Моя неудача в эмиграции – в том, что я не-эмигрант, что я по духу, т. е. по воздуху и по размаху – там, туда, оттуда. А содержания моего она, из-за гомеричности размеров – не узнала. Здесь преуспеет только погашенное и – странно бы ждать иного!
Еще – в полном отсутствии любящих мои стихи, в отсутствии их в моей жизни дней: некому прочесть, некого спросить, не с кем порадоваться. Все (немногие) заняты – другим. В диком творческом одиночестве. Всё auf eigene Faust [143] На свой риск (пер. с нем.).

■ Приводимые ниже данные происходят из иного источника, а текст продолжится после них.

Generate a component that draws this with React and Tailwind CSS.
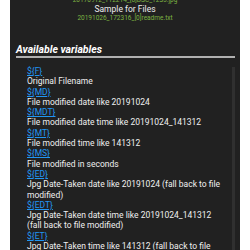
const vars = [
  ['${F}', 'Original Filename'],
  ['${MD}', 'File modified date like 20191024'],
  ['${MDT}', 'File modified date time like 20191024_141312'],
  ['${MT}', 'File modified time like 141312'],
  ['${MS}', 'File modified in seconds'],
  ['${ED}', 'Jpg Date-Taken date like 20191024 (fall back to file modified)'],
  ['${EDT}', 'Jpg Date-Taken date time like 20191024_141312 (fall back to file modified)'],
  ['${ET}', 'Jpg Date-Taken time like 141312 (fall back to file modified)'],
];

export default function App() {
  return (
    <div className="w-[250px] h-[250px] bg-white px-[10px] overflow-hidden" style={{ fontFamily: 'Roboto, "Noto Sans", sans-serif' }}>
      <div className="h-full bg-[#212121] flex flex-col">
        <div className="flex flex-col items-center -mt-[4px]">
          <div className="text-[6.5px] leading-[8.5px] text-[#7cb342]">20170912_112214_[0]DSC_1235.jpg</div>
          <div className="text-[8.5px] leading-[9px] text-[#eeeeee]">Sample for Files</div>
          <div className="text-[6.5px] leading-[8.5px] text-[#7cb342]">20191026_172316_[0]readme.txt</div>
        </div>
        <div className="mt-[21px] ml-[6px] text-[10.5px] leading-[13px] font-bold italic text-white">Available variables</div>
        <div className="ml-[6px] mr-[5px] h-[2px] bg-[#b0b0b0]" />
        <div className="flex flex-1 min-h-0 mt-[8px]">
          <div className="flex-1 pl-[17px] pr-[10px] text-[8.5px] leading-[10.3px] text-[#f0f0f0]">
            {vars.map(([k, d]) => (
              <div key={k}>
                <div className="text-[#2196f3] underline">{k}</div>
                <div>{d}</div>
              </div>
            ))}
          </div>
          <div className="w-[3px] mr-[5px] mt-[1px] bg-[#303030]" />
        </div>
      </div>
    </div>
  );
}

. От темы вещи до данного слога (говорю именно о слогах). Ненавидя кружки, так хотела бы – друзей.
В душности моего быта. В задушевности им.
Не знаю, сколько мне еще осталось жить, не знаю, буду ли когда-нибудь еще в России, но знаю, что до последней строки буду писать сильно, что слабых стихов – не дам.
Но знаю еще, что по сравнению с – хотя бы еще чешской захлестнутостью лирикой (1922 г. – 1925 г.) я иссохла, иссякла, – нищая. Но иссыхание, иссякновение – душевное, а не стихотворное. Глубинно-творческое, а не тетрадное.
Знаю еще, что стоит мне только взяться за перо…
Знаю еще, что все реже и реже за него берусь.
(NB! здесь говорю о лирике, т. е. отдельных лирических стихах, которые приходят – и, неосуществленные – уходят… 1938 г.).
Господи, дай мне до последнего вздоха пребыть героем труда:
– Итак, с Богом!
Июль 1931 г.
…Ведь Пушкина убили, потому что своей смертью он никогда бы не умер, жил бы вечно, со мной бы в 1931 году по лесу гулял. (Я с Пушкиным мысленно, с 16 лет, всегда гуляю, никогда не целуясь, ни разу, ни малейшего соблазна). Это – Пушкин никогда мне не писал «Для берегов отчизны дальней» – но заповедь последнего его письма, последние строки его руки – мне, Борис! – «так нужно писать историю» (русскую историю в рассказах для детей)… Пушкин – негр (черная кровь. Фаэтон!) – самое обратное самоубийству – жизнь!
1931 г.
Не хотела бы быть ни Керн, ни Ризнич, ни даже Марией Раевской. Карамзиной. А еще лучше – няней. Ибо никому, никому, никогда – с такой щемящей нежностью:
Подруга дней моих суровых,
Голубка дряхлая моя…
Ведь Пушкин (как вся его порода) любя презирал, дружа – чтил, только Гончарову не презирал (понятие жены!).